(Rows from a dataset of pages and code)
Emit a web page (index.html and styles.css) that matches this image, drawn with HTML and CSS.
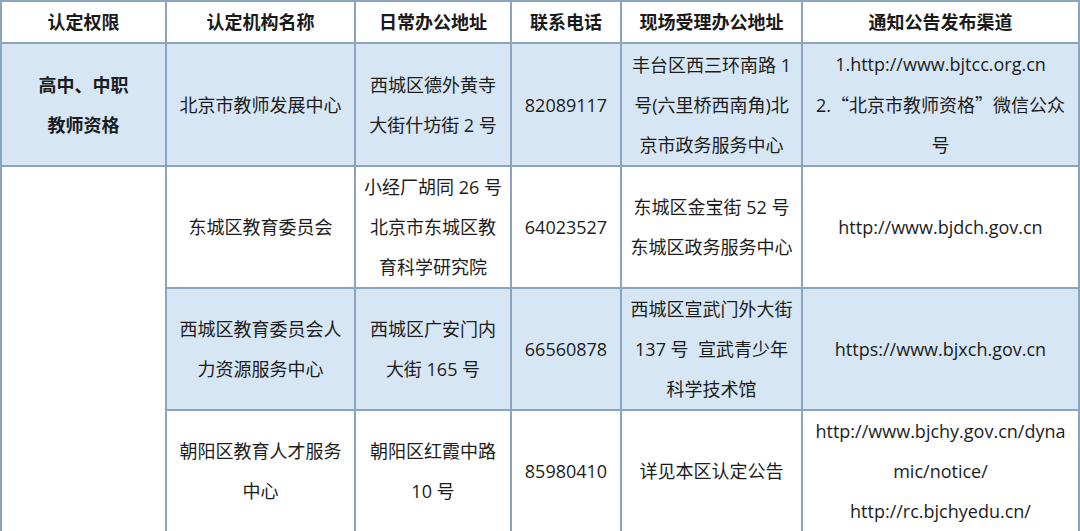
FILE: index.html
```html
<!DOCTYPE html>
<html lang="zh-CN">
<head>
<meta charset="utf-8">
<title>认定机构</title>
<link rel="stylesheet" href="styles.css">
</head>
<body>
<table class="grid">
  <colgroup>
    <col class="c1"><col class="c2"><col class="c3"><col class="c4"><col class="c5"><col class="c6">
  </colgroup>
  <thead>
    <tr class="head">
      <th>认定权限</th>
      <th>认定机构名称</th>
      <th>日常办公地址</th>
      <th>联系电话</th>
      <th>现场受理办公地址</th>
      <th>通知公告发布渠道</th>
    </tr>
  </thead>
  <tbody>
    <tr class="blue r1">
      <td class="bold">高中、中职<br>教师资格</td>
      <td>北京市教师发展中心</td>
      <td>西城区德外黄寺<br>大街什坊街 2 号</td>
      <td>82089117</td>
      <td>丰台区西三环南路 1<br>号(六里桥西南角)北<br>京市政务服务中心</td>
      <td>1.http://www.bjtcc.org.cn<br>2.<span class="cjk">“</span>北京市教师资格<span class="cjk">”</span>微信公众<br>号</td>
    </tr>
    <tr class="white r2">
      <td rowspan="3" class="span"></td>
      <td>东城区教育委员会</td>
      <td>小经厂胡同 26 号<br>北京市东城区教<br>育科学研究院</td>
      <td>64023527</td>
      <td>东城区金宝街 52 号<br>东城区政务服务中心</td>
      <td>http://www.bjdch.gov.cn</td>
    </tr>
    <tr class="blue r3">
      <td>西城区教育委员会人<br>力资源服务中心</td>
      <td>西城区广安门内<br>大街 165 号</td>
      <td>66560878</td>
      <td>西城区宣武门外大街<br>137 号&nbsp; 宣武青少年<br>科学技术馆</td>
      <td>https://www.bjxch.gov.cn</td>
    </tr>
    <tr class="white r4">
      <td>朝阳区教育人才服务<br>中心</td>
      <td>朝阳区红霞中路<br>10 号</td>
      <td>85980410</td>
      <td>详见本区认定公告</td>
      <td>http://www.bjchy.gov.cn/dyna<br>mic/notice/<br>http://rc.bjchyedu.cn/</td>
    </tr>
  </tbody>
</table>
</body>
</html>
```

FILE: styles.css
```css
html, body {
  margin: 0;
  padding: 0;
  background: #ffffff;
}

.grid {
  border-collapse: collapse;
  table-layout: fixed;
  width: 1078px;
  margin: 0;
  font-family: "Open Sans", "Noto Sans CJK SC", sans-serif;
  font-size: 18px;
  color: #1c1c1c;
}

.c1 { width: 165px; }
.c2 { width: 189px; }
.c3 { width: 156px; }
.c4 { width: 110px; }
.c5 { width: 181px; }
.c6 { width: 277px; }

.grid th,
.grid td {
  border: 2px solid #8ba5bd;
  text-align: center;
  vertical-align: middle;
  padding: 0;
  line-height: 40px;
  white-space: nowrap;
}

.grid th {
  font-weight: bold;
  height: 40px;
  line-height: 40px;
  background: #ffffff;
  color: #1a1a1a;
}

.blue td { background: #d6e6f4; }
.white td { background: #ffffff; }
.grid td.span { background: #ffffff; }

.bold { font-weight: bold; }

.cjk { font-family: "Noto Sans CJK SC", sans-serif; }

.r1 td { height: 121px; }
.r2 td { height: 120px; }
.r3 td { height: 119px; }
.r4 td { height: 119px; }
```
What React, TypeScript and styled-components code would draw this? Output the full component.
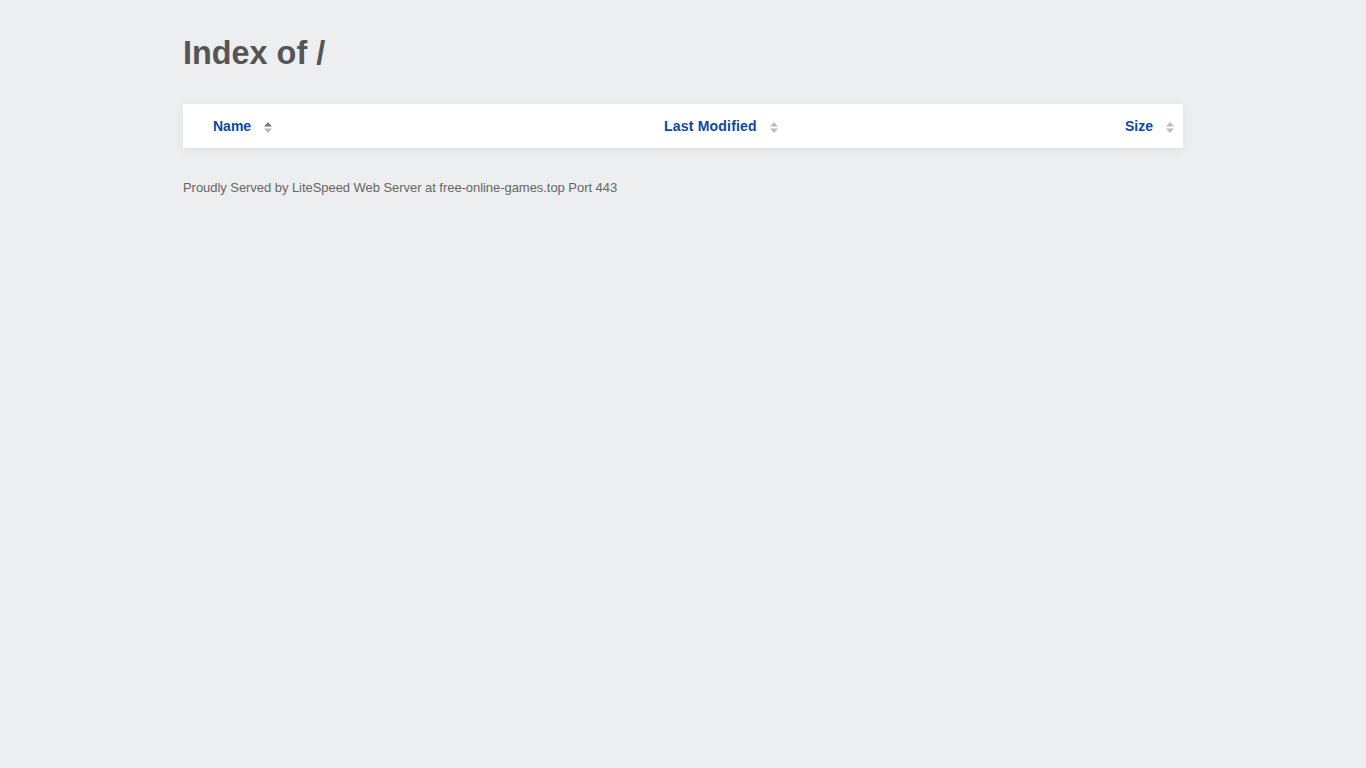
import React from 'react'
import styled, {createGlobalStyle} from "styled-components";

const GlobalStyle = createGlobalStyle`
    html, body {
        margin: 0;
        padding: 0;
        background: #edeef0;
        font-family: "Liberation Sans", Arial, sans-serif;
    }
`

const Page = styled.div`
    width: 1000px;
    margin: 0 auto;
    padding-top: 35px;
`

const Title = styled.h1`
    margin: 0 0 33px;
    font-size: 32.4px;
    line-height: 36px;
    font-weight: 700;
    color: #555;
`

const Table = styled.table`
    width: 100%;
    table-layout: fixed;
    border-collapse: collapse;
    background: #fff;
    box-shadow: 0 2px 10px rgba(0, 0, 0, 0.06);
`

const HeadCell = styled.th<{ $align?: 'left' | 'right'; $pl?: number; $pr?: number; $w?: string }>`
    height: 44px;
    padding: 0 ${p => p.$pr ?? 10}px 0 ${p => p.$pl ?? 10}px;
    text-align: ${p => p.$align ?? 'left'};
    width: ${p => p.$w ?? 'auto'};
    font-size: 14px;
    font-weight: 700;
    vertical-align: middle;
`

const SortLink = styled.a`
    display: inline-flex;
    align-items: center;
    gap: 13px;
    color: #0b47a6;
    text-decoration: none;
    cursor: pointer;
`

const Label = styled.span<{ $spacing?: number }>`
    letter-spacing: ${p => p.$spacing ?? 0}px;
`

const Icon = styled.svg`
    margin-top: 3px;
`

const Footer = styled.p`
    margin: 32px 0 0;
    font-size: 13px;
    line-height: 15px;
    color: #666;
    letter-spacing: -0.05px;
`

type SortProps = { active?: boolean }
const SortIcon: React.FC<SortProps> = ({active}) => (
    <Icon width="8" height="11" viewBox="0 0 8 11">
        <path d="M0 4.5 L4 0 L8 4.5 Z" fill={active ? '#777' : '#bbb'}/>
        <path d="M0 6.5 L4 11 L8 6.5 Z" fill="#bbb"/>
    </Icon>
)

const App: React.FC = () => {
    return (
        <>
            <GlobalStyle/>
            <Page>
                <Title>Index of /</Title>
                <Table>
                    <thead>
                    <tr>
                        <HeadCell $pl={30} $w="431px">
                            <SortLink><Label>Name</Label><SortIcon active/></SortLink>
                        </HeadCell>
                        <HeadCell $w="380px">
                            <SortLink><Label $spacing={0.2}>Last Modified</Label><SortIcon/></SortLink>
                        </HeadCell>
                        <HeadCell $align="right" $pr={9}>
                            <SortLink><Label>Size</Label><SortIcon/></SortLink>
                        </HeadCell>
                    </tr>
                    </thead>
                </Table>
                <Footer>Proudly Served by LiteSpeed Web Server at free-online-games.top Port 443</Footer>
            </Page>
        </>
    )
}

export default App;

▶ Your objective: Reproduce all entries without any change, and omit the pictures.

▶ Answer to the exercise:
Emit a web page (index.html and styles.css) that matches this image, drawn with HTML and CSS.
FILE: index.html
```html
<!DOCTYPE html>
<html lang="zh-CN">
<head>
<meta charset="utf-8">
<title>认定机构</title>
<link rel="stylesheet" href="styles.css">
</head>
<body>
<table class="grid">
  <colgroup>
    <col class="c1"><col class="c2"><col class="c3"><col class="c4"><col class="c5"><col class="c6">
  </colgroup>
  <thead>
    <tr class="head">
      <th>认定权限</th>
      <th>认定机构名称</th>
      <th>日常办公地址</th>
      <th>联系电话</th>
      <th>现场受理办公地址</th>
      <th>通知公告发布渠道</th>
    </tr>
  </thead>
  <tbody>
    <tr class="blue r1">
      <td class="bold">高中、中职<br>教师资格</td>
      <td>北京市教师发展中心</td>
      <td>西城区德外黄寺<br>大街什坊街 2 号</td>
      <td>82089117</td>
      <td>丰台区西三环南路 1<br>号(六里桥西南角)北<br>京市政务服务中心</td>
      <td>1.http://www.bjtcc.org.cn<br>2.<span class="cjk">“</span>北京市教师资格<span class="cjk">”</span>微信公众<br>号</td>
    </tr>
    <tr class="white r2">
      <td rowspan="3" class="span"></td>
      <td>东城区教育委员会</td>
      <td>小经厂胡同 26 号<br>北京市东城区教<br>育科学研究院</td>
      <td>64023527</td>
      <td>东城区金宝街 52 号<br>东城区政务服务中心</td>
      <td>http://www.bjdch.gov.cn</td>
    </tr>
    <tr class="blue r3">
      <td>西城区教育委员会人<br>力资源服务中心</td>
      <td>西城区广安门内<br>大街 165 号</td>
      <td>66560878</td>
      <td>西城区宣武门外大街<br>137 号&nbsp; 宣武青少年<br>科学技术馆</td>
      <td>https://www.bjxch.gov.cn</td>
    </tr>
    <tr class="white r4">
      <td>朝阳区教育人才服务<br>中心</td>
      <td>朝阳区红霞中路<br>10 号</td>
      <td>85980410</td>
      <td>详见本区认定公告</td>
      <td>http://www.bjchy.gov.cn/dyna<br>mic/notice/<br>http://rc.bjchyedu.cn/</td>
    </tr>
  </tbody>
</table>
</body>
</html>
```

FILE: styles.css
```css
html, body {
  margin: 0;
  padding: 0;
  background: #ffffff;
}

.grid {
  border-collapse: collapse;
  table-layout: fixed;
  width: 1078px;
  margin: 0;
  font-family: "Open Sans", "Noto Sans CJK SC", sans-serif;
  font-size: 18px;
  color: #1c1c1c;
}

.c1 { width: 165px; }
.c2 { width: 189px; }
.c3 { width: 156px; }
.c4 { width: 110px; }
.c5 { width: 181px; }
.c6 { width: 277px; }

.grid th,
.grid td {
  border: 2px solid #8ba5bd;
  text-align: center;
  vertical-align: middle;
  padding: 0;
  line-height: 40px;
  white-space: nowrap;
}

.grid th {
  font-weight: bold;
  height: 40px;
  line-height: 40px;
  background: #ffffff;
  color: #1a1a1a;
}

.blue td { background: #d6e6f4; }
.white td { background: #ffffff; }
.grid td.span { background: #ffffff; }

.bold { font-weight: bold; }

.cjk { font-family: "Noto Sans CJK SC", sans-serif; }

.r1 td { height: 121px; }
.r2 td { height: 120px; }
.r3 td { height: 119px; }
.r4 td { height: 119px; }
```
What React, TypeScript and styled-components code would draw this? Output the full component.
import React from 'react'
import styled, {createGlobalStyle} from "styled-components";

const GlobalStyle = createGlobalStyle`
    html, body {
        margin: 0;
        padding: 0;
        background: #edeef0;
        font-family: "Liberation Sans", Arial, sans-serif;
    }
`

const Page = styled.div`
    width: 1000px;
    margin: 0 auto;
    padding-top: 35px;
`

const Title = styled.h1`
    margin: 0 0 33px;
    font-size: 32.4px;
    line-height: 36px;
    font-weight: 700;
    color: #555;
`

const Table = styled.table`
    width: 100%;
    table-layout: fixed;
    border-collapse: collapse;
    background: #fff;
    box-shadow: 0 2px 10px rgba(0, 0, 0, 0.06);
`

const HeadCell = styled.th<{ $align?: 'left' | 'right'; $pl?: number; $pr?: number; $w?: string }>`
    height: 44px;
    padding: 0 ${p => p.$pr ?? 10}px 0 ${p => p.$pl ?? 10}px;
    text-align: ${p => p.$align ?? 'left'};
    width: ${p => p.$w ?? 'auto'};
    font-size: 14px;
    font-weight: 700;
    vertical-align: middle;
`

const SortLink = styled.a`
    display: inline-flex;
    align-items: center;
    gap: 13px;
    color: #0b47a6;
    text-decoration: none;
    cursor: pointer;
`

const Label = styled.span<{ $spacing?: number }>`
    letter-spacing: ${p => p.$spacing ?? 0}px;
`

const Icon = styled.svg`
    margin-top: 3px;
`

const Footer = styled.p`
    margin: 32px 0 0;
    font-size: 13px;
    line-height: 15px;
    color: #666;
    letter-spacing: -0.05px;
`

type SortProps = { active?: boolean }
const SortIcon: React.FC<SortProps> = ({active}) => (
    <Icon width="8" height="11" viewBox="0 0 8 11">
        <path d="M0 4.5 L4 0 L8 4.5 Z" fill={active ? '#777' : '#bbb'}/>
        <path d="M0 6.5 L4 11 L8 6.5 Z" fill="#bbb"/>
    </Icon>
)

const App: React.FC = () => {
    return (
        <>
            <GlobalStyle/>
            <Page>
                <Title>Index of /</Title>
                <Table>
                    <thead>
                    <tr>
                        <HeadCell $pl={30} $w="431px">
                            <SortLink><Label>Name</Label><SortIcon active/></SortLink>
                        </HeadCell>
                        <HeadCell $w="380px">
                            <SortLink><Label $spacing={0.2}>Last Modified</Label><SortIcon/></SortLink>
                        </HeadCell>
                        <HeadCell $align="right" $pr={9}>
                            <SortLink><Label>Size</Label><SortIcon/></SortLink>
                        </HeadCell>
                    </tr>
                    </thead>
                </Table>
                <Footer>Proudly Served by LiteSpeed Web Server at free-online-games.top Port 443</Footer>
            </Page>
        </>
    )
}

export default App;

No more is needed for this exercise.